DATASET SECTION ::
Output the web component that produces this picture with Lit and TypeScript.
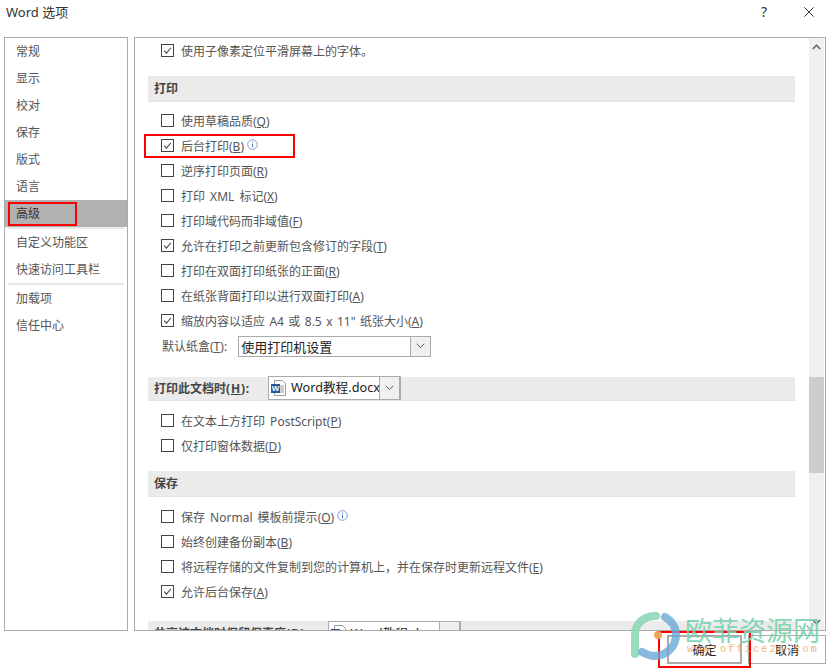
import { LitElement, html, css, svg } from "lit";
import { customElement } from "lit/decorators.js";

const check = svg`<path d="M2.6 6.6 5.3 9.6 10.6 3.2" fill="none" stroke="#444" stroke-width="1.2"/>`;
const wordIcon = html`<svg class="word" viewBox="0 0 16 16" width="16" height="16">
  <path d="M3.5.5h8l3 3v12h-11z" fill="#fff" stroke="#9a9a9a"/>
  <path d="M9 6h4M9 8h4M9 10h4M9 12h4" stroke="#9a9a9a"/>
  <rect x="0" y="4" width="9" height="9" fill="#2b579a"/>
  <text x="4.5" y="11.4" font-size="8" font-weight="700" fill="#fff" text-anchor="middle" font-family="Liberation Sans">W</text>
</svg>`;
const info = html`<svg class="info" viewBox="0 0 11 11" width="11" height="11">
  <circle cx="5.5" cy="5.5" r="4.8" fill="none" stroke="#7f9fd6"/>
  <path d="M5.5 2.6v1.2M5.5 4.8v3.4" stroke="#4a78c4" stroke-width="1"/>
</svg>`;
const chev = html`<svg viewBox="0 0 9 6" width="9" height="6"><path d="M.7.8 4.5 4.6 8.3.8" fill="none" stroke="#555" stroke-width="1"/></svg>`;

type Row = { t: unknown; c?: boolean; i?: boolean };

const printRows: Row[] = [
  { t: html`使用草稿品质(<u>Q</u>)` },
  { t: html`后台打印(<u>B</u>)`, c: true, i: true },
  { t: html`逆序打印页面(<u>R</u>)` },
  { t: html`打印 XML 标记(<u>X</u>)` },
  { t: html`打印域代码而非域值(<u>F</u>)` },
  { t: html`允许在打印之前更新包含修订的字段(<u>T</u>)`, c: true },
  { t: html`打印在双面打印纸张的正面(<u>R</u>)` },
  { t: html`在纸张背面打印以进行双面打印(<u>A</u>)` },
  { t: html`<span class="tight">缩放内容以适应 A4 或 8.5 x 11" 纸张大小(<u>A</u>)</span>`, c: true },
];
const docRows: Row[] = [
  { t: html`在文本上方打印 PostScript(<u>P</u>)` },
  { t: html`仅打印窗体数据(<u>D</u>)` },
];
const saveRows: Row[] = [
  { t: html`保存 Normal 模板前提示(<u>O</u>)`, i: true },
  { t: html`始终创建备份副本(<u>B</u>)` },
  { t: html`将远程存储的文件复制到您的计算机上，并在保存时更新远程文件(<u>E</u>)` },
  { t: html`允许后台保存(<u>A</u>)`, c: true },
];

@customElement("app-root")
export class AppRoot extends LitElement {
  static styles = css`
    :host {
      display: block;
      width: 829px;
      height: 669px;
      position: relative;
      overflow: hidden;
      background: #fff;
      font-family: "Noto Sans", "Noto Sans CJK SC", sans-serif;
      font-size: 12px;
      color: #555;
    }
    .title {
      height: 37px;
      display: flex;
      align-items: center;
      padding: 0 15px 14px 6px;
      box-sizing: border-box;
      color: #333;
      font-size: 13px;
    }
    .title .name { flex: 1; }
    .help { font-size: 14px; color: #333; margin-right: 37px; }
    .main {
      display: flex;
      gap: 6px;
      height: 594px;
      padding: 0 3px 0 4px;
    }
    .nav {
      width: 124px;
      box-sizing: border-box;
      border: 1px solid #ababab;
      flex: none;
    }
    .nav .item {
      height: 27px;
      line-height: 27px;
      padding-left: 11px;
    }
    .nav .item.sel { background: #b1b1b1; color: #333; }
    .nav .sep { height: 2px; background: #e8e8e8; margin: 0 3px; }
    .panel {
      flex: 1;
      box-sizing: border-box;
      border: 1px solid #ababab;
      display: flex;
      overflow: hidden;
      min-width: 0;
    }
    .scroll { flex: 1; min-width: 0; height: 592px; overflow: hidden; padding: 0 14px 0 13px; }
    .row {
      height: 25px;
      display: flex;
      align-items: center;
      padding-left: 13px;
      gap: 7px;
      white-space: nowrap;
      word-spacing: 2px;
    }
    .tight { word-spacing: 1.3px; }
    .box { width: 13px; height: 13px; flex: none; box-sizing: border-box; display: block; border: 1px solid #444; background: #fff; }
    u { text-underline-offset: 1px; }
    .info { margin: -3px 0 0 -4px; flex: none; }
    .head {
      background: #ebebeb;
      height: 26px;
      display: flex;
      align-items: center;
      padding: 0 0 2px 6px;
      color: #444;
      font-weight: 700;
      border-bottom: 1px solid #e2e2e2;
      box-sizing: border-box;
      white-space: nowrap;
    }
    .lat { letter-spacing: .8px; }
    .h1 { margin-top: 13px; margin-bottom: 6px; }
    .comborow { height: 26px; display: flex; align-items: center; padding-left: 14px; gap: 11px; }
    .h2 { margin-top: 18px; height: 24px; margin-bottom: 7px; }
    .h3 { margin-top: 13px; margin-bottom: 7px; }
    .h4 { margin-top: 17px; height: 24px; align-items: flex-start; padding-top: 3px; }
    .combo {
      display: flex;
      align-items: stretch;
      box-sizing: border-box;
      border: 1px solid #ababab;
      background: #fff;
      color: #222;
    }
    .combo .val { flex: 1; display: flex; align-items: center; gap: 4px; padding-left: 2px; font-size: 13px; white-space: nowrap; overflow: hidden; font-weight: 400; min-width: 0; }
    .combo .doc { font-size: 12.7px; padding-bottom: 2px; }
    .combo .doc svg { margin-top: 2px; }
    .combo .btn { width: 19px; background: #f0f0f0; border-left: 1px solid #ababab; display: flex; align-items: center; justify-content: center; flex: none; }
    .c1 { width: 193px; height: 21px; }
    .c2 { width: 133px; height: 24px; margin-left: 18px; border-width: 1px 2px 1px 1px; }
    .c3 { width: 133px; height: 24px; margin-left: 18px; margin-top: -3px; border-width: 1px 2px 1px 1px; }
    .word { flex: none; }
    .track {
      width: 15px;
      background: #f0f0f0;
      flex: none;
      display: flex;
      flex-direction: column;
      align-items: center;
      margin-right: 1px;
    }
    .up { height: 17px; display: flex; align-items: center; justify-content: center; }
    .spacer1 { height: 322px; }
    .thumb { width: 15px; height: 96px; background: #cdcdcd; flex: none; }
    .spacer2 { flex: 1; }
    .footer {
      display: flex;
      justify-content: flex-end;
      gap: 6px;
      padding: 4px 3px 0 0;
    }
    .bt {
      height: 29px;
      box-sizing: border-box;
      display: flex;
      align-items: center;
      justify-content: center;
      color: #222;
      background: #fff;
      border: 1px solid #ababab;
    }
    .ok { width: 75px; border: 2px solid #ababab; }
    .cancel { width: 78px; }
    .red { position: absolute; border: 2px solid #f00; box-sizing: border-box; pointer-events: none; }
    .red.a { left: 8px; top: 202px; width: 69px; height: 24px; }
    .red.b { left: 144px; top: 134px; width: 151px; height: 24px; }
    .red.c { left: 658px; top: 631px; width: 93px; height: 37px; }
    .wm { position: absolute; left: 0; top: 0; pointer-events: none; }
    .logo { position: absolute; left: 628px; top: 608px; }
    .wm-cn { position: absolute; left: 685px; top: 614px; font-size: 27px; line-height: 34px; color: #79d2ae; opacity: .9; white-space: nowrap; }
    .wm-en { position: absolute; left: 687px; top: 642px; font-size: 10px; line-height: 16px; color: #f0a860; letter-spacing: 2.25px; white-space: nowrap; font-family: "Liberation Mono", monospace; opacity: .85; }
  `;

  row(r: Row) {
    return html`<div class="row">
      <svg class="box" viewBox="0 0 13 13" style="overflow:visible">${r.c ? check : ""}</svg>
      <span>${r.t}</span>${r.i ? info : ""}
    </div>`;
  }

  render() {
    return html`
      <div class="title">
        <span class="name">Word 选项</span>
        <span class="help">?</span>
        <svg width="10" height="10" viewBox="0 0 10 10"><path d="M.3.3l9.4 9.4M9.7.3.3 9.7" stroke="#333" stroke-width="1" fill="none"/></svg>
      </div>
      <div class="main">
        <div class="nav">
          <div class="item">常规</div>
          <div class="item">显示</div>
          <div class="item">校对</div>
          <div class="item">保存</div>
          <div class="item">版式</div>
          <div class="item">语言</div>
          <div class="item sel">高级</div>
          <div class="sep"></div>
          <div class="item">自定义功能区</div>
          <div class="item">快速访问工具栏</div>
          <div class="sep"></div>
          <div class="item">加载项</div>
          <div class="item">信任中心</div>
        </div>
        <div class="panel">
          <div class="scroll">
            <div class="row">
              <svg class="box" viewBox="0 0 13 13" style="overflow:visible">${check}</svg>
              <span>使用子像素定位平滑屏幕上的字体。</span>
            </div>
            <div class="head h1">打印</div>
            ${printRows.map((r) => this.row(r))}
            <div class="comborow">
              <span>默认纸盒(<u>T</u>):</span>
              <div class="combo c1"><span class="val">使用打印机设置</span><span class="btn">${chev}</span></div>
            </div>
            <div class="head h2">
              <span>打印此文档时<span class="lat">(<u>H</u>):</span></span>
              <div class="combo c2"><span class="val doc">${wordIcon}Word教程.docx</span><span class="btn">${chev}</span></div>
            </div>
            ${docRows.map((r) => this.row(r))}
            <div class="head h3">保存</div>
            ${saveRows.map((r) => this.row(r))}
            <div class="head h4">
              <span>共享该文档时保留保真度<span class="lat">(<u>D</u>):</span></span>
              <div class="combo c3"><span class="val doc">${wordIcon}Word教程.docx</span><span class="btn">${chev}</span></div>
            </div>
          </div>
          <div class="track">
            <div class="up"><svg width="9" height="6" viewBox="0 0 9 6"><path d="M.8 5 4.5 1.3 8.2 5" fill="none" stroke="#606060" stroke-width="1.6"/></svg></div>
            <div class="spacer1"></div>
            <div class="thumb"></div>
            <div class="spacer2"></div>
            <div class="up"><svg width="9" height="6" viewBox="0 0 9 6"><path d="M.8 1 4.5 4.7 8.2 1" fill="none" stroke="#606060" stroke-width="1.6"/></svg></div>
          </div>
        </div>
      </div>
      <div class="footer">
        <div class="bt ok">确定</div>
        <div class="bt cancel">取消</div>
      </div>
      <div class="red a"></div>
      <div class="red b"></div>
      <div class="red c"></div>
      <div class="wm">
        <svg class="logo" width="54" height="54" viewBox="0 0 54 54">
          <path d="M7 46V27C7 15 16 8 28 8" fill="none" stroke="#8dd8b8" stroke-width="8" stroke-linecap="round" opacity=".9"/>
          <path d="M37 9C44 13 48 20 48 27C48 39 38 48 26 48C22 48 18 46 14 44" fill="none" stroke="#6aa7d6" stroke-width="8" stroke-linecap="round" opacity=".8"/>
          <circle cx="30" cy="27" r="4" fill="#f5a65b"/>
        </svg>
        <span class="wm-cn">欧菲资源网</span>
        <span class="wm-en">www.office26.com</span>
      </div>
    `;
  }
}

PROBLEM :: Lines of the material that contain the word "this" are to be gathered.

OUTPUT ::
Output the web component that produces this picture with Lit and TypeScript.
            ${printRows.map((r) => this.row(r))}
            ${docRows.map((r) => this.row(r))}
            ${saveRows.map((r) => this.row(r))}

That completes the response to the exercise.